Your right in the matter of Guantanamo and past prisoner abuses, Obama has disappointed supporters--turned quite few completely off and have gave detractors something to use as though their guy would not have done worse. His reasoning on the past abuses was that he didn't want to look back but go forward. Probably thought that using time and resources would have distracted from things that we need to deal with now such as two wars and a financial crises he inherited when he took office.


Possibly so. However, I think it is far more likely that he and the single-minded zealots who advise him didn't think through the consequences of doing what they promised to do. Certainly the fiasco of the Justice departments's failed attempt to hold a trial in New York illustrated how remarkably unrealistic they were. My impression is that Obama is very good at liberal talking points among a crowd of uncritical liberal claques, but, outside that comfort zone, he repeatedly reveals himself to be a rather shallow narcissistic talking head, with little in the way of either moral or intellectual substance.
RABEL222
 
  1  
Sat 3 Sep, 2011 01:56 pm
@georgeob1,
The definition of a conservative which is what Obama is.
georgeob1
 
  0  
Sat 3 Sep, 2011 02:11 pm
@RABEL222,
I don't think any conservatives would identify him oas one. Obama is merely a clueless liberal talking head who has suddenly confronted a reality he can neither understand nor deal with effectively.
0 Replies
 
revelette
 
  -1  
Sat 3 Sep, 2011 02:29 pm
@georgeob1,
Quote:
e repeatedly reveals himself to be a rather shallow narcissistic talking head, with little in the way of either moral or intellectual substance.


pot meet kettle
0 Replies
 
revelette
 
  0  
Sat 3 Sep, 2011 02:40 pm
@cicerone imposter,
Only on Rassmussen, the rest are not much better though.
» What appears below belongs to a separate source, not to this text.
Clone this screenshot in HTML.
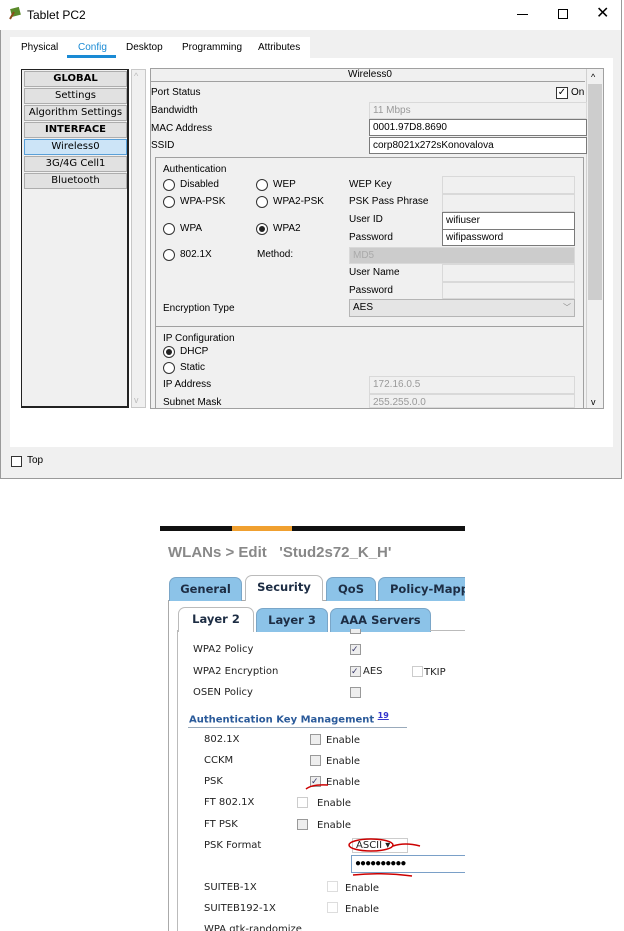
<!DOCTYPE html>
<html><head><meta charset="utf-8"><style>
*{margin:0;padding:0;box-sizing:border-box}
body{width:624px;height:931px;background:#fff;position:relative;overflow:hidden;font-family:"Liberation Sans",sans-serif;font-size:10px;color:#000}
.a{position:absolute}
.t{position:absolute;white-space:nowrap;line-height:12px}
.f{position:absolute;border:1px solid #d9d9d9;background:#f0f0f0;font-size:10px;padding-left:3px;line-height:15px;color:#999}
.w{background:#fff;border-color:#7a7a7a;color:#000}
.rad{position:absolute;width:12px;height:12px;border:1px solid #333;border-radius:50%;background:#fff}
.rad.on::after{content:"";position:absolute;left:2px;top:2px;width:6px;height:6px;border-radius:50%;background:#222}
.it{position:absolute;left:2px;width:103px;height:16px;background:#e1e1e1;border:1px solid #adadad;text-align:center;font-family:"DejaVu Sans",sans-serif;font-size:10px;line-height:14px}
.v{font-family:"DejaVu Sans",sans-serif;font-size:10px;color:#222}
.cb{position:absolute;width:11px;height:11px;border:1px solid #999;background:#eee}
.tab{position:absolute;height:24px;border:1px solid #7aa6c8;border-bottom:none;border-radius:7px 7px 0 0;background:#8cc3e8;font-family:"DejaVu Sans",sans-serif;font-weight:bold;font-size:11.5px;text-align:center;line-height:22px;color:#1d2d44;white-space:nowrap;overflow:hidden}
#clip{position:absolute;left:0;top:0;width:465px;height:931px;overflow:hidden}
</style></head><body>
<div class="a" style="left:0;top:0;width:622px;height:479px;background:#f0f0f0;border:1px solid #9a9a9a;border-top:none"></div>
<div class="a" style="left:0;top:0;width:621px;height:30px;background:#fff"></div>
<div class="a" style="left:8px;top:6px;width:14px;height:14px">
<svg width="14" height="14"><rect x="3" y="2" width="9" height="8" fill="#5a8a2a" transform="rotate(-15 7 6)"/><path d="M2 13 L6 6" stroke="#8a4a1a" stroke-width="2"/></svg></div>
<div class="t" style="left:27px;top:8px;font-size:12px;line-height:14px">Tablet PC2</div>
<div class="a" style="left:517px;top:14px;width:11px;height:1px;background:#000"></div>
<div class="a" style="left:558px;top:9px;width:10px;height:10px;border:1px solid #000"></div>
<div class="t" style="left:596px;top:5px;font-size:16px;line-height:18px">✕</div>
<div class="a" style="left:10px;top:37px;width:300px;height:21px;background:#fff"></div>
<div class="t" style="left:21px;top:42px">Physical</div>
<div class="t" style="left:78px;top:42px;color:#1a8ad4">Config</div>
<div class="a" style="left:67px;top:55px;width:49px;height:3px;background:#1a8ad4"></div>
<div class="t" style="left:126px;top:42px">Desktop</div>
<div class="t" style="left:182px;top:42px">Programming</div>
<div class="t" style="left:258px;top:42px">Attributes</div>
<div class="a" style="left:10px;top:58px;width:603px;height:389px;background:#fff"></div>
<div class="a" style="left:21px;top:69px;width:108px;height:339px;background:#f0f0f0;border:1px solid #222;border-right:2px solid #222;border-bottom:2px solid #222">
<div class="it" style="top:1px;font-weight:bold">GLOBAL</div>
<div class="it" style="top:18px">Settings</div>
<div class="it" style="top:35px">Algorithm Settings</div>
<div class="it" style="top:52px;font-weight:bold">INTERFACE</div>
<div class="it" style="top:69px;background:#cce4f7;border-color:#5aa0d8">Wireless0</div>
<div class="it" style="top:86px">3G/4G Cell1</div>
<div class="it" style="top:103px">Bluetooth</div>
</div>
<div class="a" style="left:131px;top:69px;width:15px;height:339px;background:#f0f0f0;border:1px solid #c8c8c8"></div>
<div class="t" style="left:134px;top:70px;color:#bbb;font-size:9px">^</div>
<div class="t" style="left:134px;top:394px;color:#bbb;font-size:9px">v</div>
<div class="a" style="left:150px;top:68px;width:454px;height:341px;background:#f0f0f0;border:1px solid #a0a0a0"></div>
<div class="a" style="left:151px;top:81px;width:434px;height:1px;background:#a0a0a0"></div>
<div class="t" style="left:348px;top:69px">Wireless0</div>
<div class="a" style="left:586px;top:69px;width:17px;height:339px;border-left:1px solid #d0d0d0"></div>
<div class="a" style="left:588px;top:84px;width:14px;height:216px;background:#cdcdcd"></div>
<div class="t" style="left:591px;top:71px;font-size:9px">^</div>
<div class="t" style="left:591px;top:396px;font-size:9px">v</div>
<div class="t" style="left:151px;top:87px">Port Status</div>
<div class="t" style="left:151px;top:105px">Bandwidth</div>
<div class="t" style="left:151px;top:123px">MAC Address</div>
<div class="t" style="left:151px;top:140px">SSID</div>
<div class="a" style="left:556px;top:87px;width:12px;height:12px;border:1px solid #333;background:#fff;font-size:10px;line-height:10px;text-align:center">✓</div>
<div class="t" style="left:571px;top:87px">On</div>
<div class="f" style="left:369px;top:102px;width:218px;height:17px">11 Mbps</div>
<div class="f w" style="left:369px;top:119px;width:218px;height:17px">0001.97D8.8690</div>
<div class="f w" style="left:369px;top:137px;width:218px;height:17px">corp8021x272sKonovalova</div>
<div class="a" style="left:155px;top:157px;width:429px;height:170px;border:1px solid #a0a0a0"></div>
<div class="t" style="left:163px;top:164px">Authentication</div>
<div class="rad" style="left:163px;top:179px"></div><div class="t" style="left:180px;top:179px">Disabled</div>
<div class="rad" style="left:256px;top:179px"></div><div class="t" style="left:273px;top:179px">WEP</div>
<div class="rad" style="left:163px;top:196px"></div><div class="t" style="left:180px;top:196px">WPA-PSK</div>
<div class="rad" style="left:256px;top:196px"></div><div class="t" style="left:273px;top:196px">WPA2-PSK</div>
<div class="rad" style="left:163px;top:223px"></div><div class="t" style="left:180px;top:223px">WPA</div>
<div class="rad on" style="left:256px;top:223px"></div><div class="t" style="left:273px;top:223px">WPA2</div>
<div class="rad" style="left:163px;top:249px"></div><div class="t" style="left:180px;top:249px">802.1X</div>
<div class="t" style="left:257px;top:249px">Method:</div>
<div class="t" style="left:163px;top:303px">Encryption Type</div>
<div class="t" style="left:349px;top:179px">WEP Key</div>
<div class="t" style="left:349px;top:196px">PSK Pass Phrase</div>
<div class="t" style="left:349px;top:214px">User ID</div>
<div class="t" style="left:349px;top:232px">Password</div>
<div class="t" style="left:349px;top:267px">User Name</div>
<div class="t" style="left:349px;top:285px">Password</div>
<div class="f" style="left:442px;top:176px;width:133px;height:18px"></div>
<div class="f" style="left:442px;top:194px;width:133px;height:18px"></div>
<div class="f w" style="left:442px;top:212px;width:133px;height:18px">wifiuser</div>
<div class="f w" style="left:442px;top:229px;width:133px;height:17px">wifipassword</div>
<div class="f" style="left:349px;top:247px;width:226px;height:17px;background:#ccc;color:#aaa">MD5</div>
<div class="f" style="left:442px;top:264px;width:133px;height:18px"></div>
<div class="f" style="left:442px;top:282px;width:133px;height:17px"></div>
<div class="f" style="left:349px;top:299px;width:226px;height:18px;background:#e5e5e5;border-color:#b5b5b5;color:#000">AES</div>
<div class="t" style="left:563px;top:302px;color:#888;font-size:8px">﹀</div>
<div class="a" style="left:155px;top:326px;width:429px;height:83px;border:1px solid #a0a0a0;border-bottom:none"></div>
<div class="t" style="left:163px;top:333px">IP Configuration</div>
<div class="rad on" style="left:163px;top:346px"></div><div class="t" style="left:180px;top:346px">DHCP</div>
<div class="rad" style="left:163px;top:362px"></div><div class="t" style="left:180px;top:362px">Static</div>
<div class="t" style="left:163px;top:379px">IP Address</div>
<div class="t" style="left:163px;top:397px">Subnet Mask</div>
<div class="f" style="left:369px;top:376px;width:206px;height:18px">172.16.0.5</div>
<div class="f" style="left:369px;top:394px;width:206px;height:14px">255.255.0.0</div>
<div class="a" style="left:11px;top:456px;width:11px;height:11px;border:1px solid #333;background:#fff"></div>
<div class="t" style="left:27px;top:455px">Top</div>

<div id="clip">
<div class="a" style="left:160px;top:526px;width:305px;height:5px;background:#111"></div>
<div class="a" style="left:232px;top:526px;width:60px;height:5px;background:#f0a030"></div>
<div class="t" style="left:168px;top:545px;font-size:15px;line-height:16px;font-weight:bold;color:#888">WLANs &gt; Edit &nbsp; 'Stud2s72_K_H'</div>
<div class="a" style="left:168px;top:600px;width:297px;height:331px;border-left:1px solid #aaa;border-top:1px solid #aaa"></div>
<div class="tab" style="left:169px;top:577px;width:73px">General</div>
<div class="tab" style="left:245px;top:575px;width:78px;height:26px;background:#fff;border-color:#bbb">Security</div>
<div class="tab" style="left:326px;top:577px;width:50px">QoS</div>
<div class="tab" style="left:378px;top:577px;width:100px;text-align:left;padding-left:11px">Policy-Mapping</div>
<div class="a" style="left:177px;top:630px;width:288px;height:301px;border-left:1px solid #bbb"></div>
<div class="tab" style="left:178px;top:607px;width:76px;height:25px;background:#fff;border-color:#bbb">Layer 2</div>
<div class="tab" style="left:256px;top:608px;width:72px">Layer 3</div>
<div class="tab" style="left:330px;top:608px;width:101px">AAA Servers</div>
<div class="a" style="left:430px;top:630px;width:35px;height:1px;background:#bbb"></div>
<div class="cb" style="left:350px;top:629px;height:5px;border-top:none"></div>
<div class="t v" style="left:193px;top:644px">WPA2 Policy</div>
<div class="cb" style="left:350px;top:644px;font-size:9px;line-height:9px;color:#336">✓</div>
<div class="t v" style="left:193px;top:666px">WPA2 Encryption</div>
<div class="cb" style="left:350px;top:666px;font-size:9px;line-height:9px;color:#336">✓</div>
<div class="t v" style="left:363px;top:666px">AES</div>
<div class="cb" style="left:412px;top:666px;background:#fff;border-color:#ccc"></div>
<div class="t v" style="left:424px;top:667px">TKIP</div>
<div class="t v" style="left:193px;top:687px">OSEN Policy</div>
<div class="cb" style="left:350px;top:687px"></div>
<div class="t v" style="left:189px;top:710px;font-weight:bold;color:#2a5a9a">Authentication Key Management <sup style="font-size:8px;color:#33c;text-decoration:underline">19</sup></div>
<div class="a" style="left:188px;top:727px;width:219px;height:1px;background:#9ab"></div>
<div class="t v" style="left:204px;top:734px">802.1X</div><div class="cb" style="left:310px;top:734px"></div><div class="t v" style="left:326px;top:735px">Enable</div>
<div class="t v" style="left:204px;top:755px">CCKM</div><div class="cb" style="left:310px;top:755px"></div><div class="t v" style="left:326px;top:756px">Enable</div>
<div class="t v" style="left:204px;top:776px">PSK</div><div class="cb" style="left:310px;top:776px;font-size:9px;line-height:9px;color:#336">✓</div><div class="t v" style="left:326px;top:777px">Enable</div>
<div class="t v" style="left:204px;top:797px">FT 802.1X</div><div class="cb" style="left:297px;top:797px;background:#fff;border-color:#ccc"></div><div class="t v" style="left:317px;top:798px">Enable</div>
<div class="t v" style="left:204px;top:819px">FT PSK</div><div class="cb" style="left:297px;top:819px"></div><div class="t v" style="left:317px;top:820px">Enable</div>
<div class="t v" style="left:204px;top:840px">PSK Format</div>
<div class="a v" style="left:352px;top:838px;width:56px;height:15px;border:1px solid #ccc;font-size:10px;line-height:13px;padding-left:3px">ASCII ▾</div>
<div class="a" style="left:351px;top:855px;width:114px;height:18px;border:1px solid #7aa0c8;border-right:none;background:#fff;font-size:10px;line-height:15px;padding-left:3px;letter-spacing:-1px">●●●●●●●●●●</div>
<svg class="a" style="left:0;top:0" width="624" height="931"><g fill="none" stroke="#c00" stroke-width="1.5"><path d="M306 789 Q312 784 328 785"/><ellipse cx="371" cy="845" rx="22" ry="6"/><path d="M393 846 Q405 842 420 846"/><path d="M353 875 Q380 872 412 876"/></g></svg>
<div class="t v" style="left:204px;top:882px">SUITEB-1X</div><div class="cb" style="left:327px;top:881px;background:#fff;border-color:#ddd"></div><div class="t v" style="left:345px;top:883px">Enable</div>
<div class="t v" style="left:204px;top:903px">SUITEB192-1X</div><div class="cb" style="left:327px;top:902px;background:#fff;border-color:#ddd"></div><div class="t v" style="left:345px;top:904px">Enable</div>
<div class="t v" style="left:204px;top:924px">WPA gtk-randomize</div>
</div>
</body></html>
I just hope the coming year won't be as brutal at the last few weeks have been or he will get beat and then Lord have mercy on us all.


RCP Average 8/16 - 8/30 -- 45.5Obama 44.0Perrry Obama +1.5
Rassmussen 41 44
Quinnipiac 45 42
PPP (D) 49 43
Gallup 47 47

source
Finn dAbuzz
 
  2  
Sat 3 Sep, 2011 05:41 pm
@revelette,
And if the coming year is "as brutal" as the last few weeks have been, whose fault will that be?

Certainly not the Chief Executive's.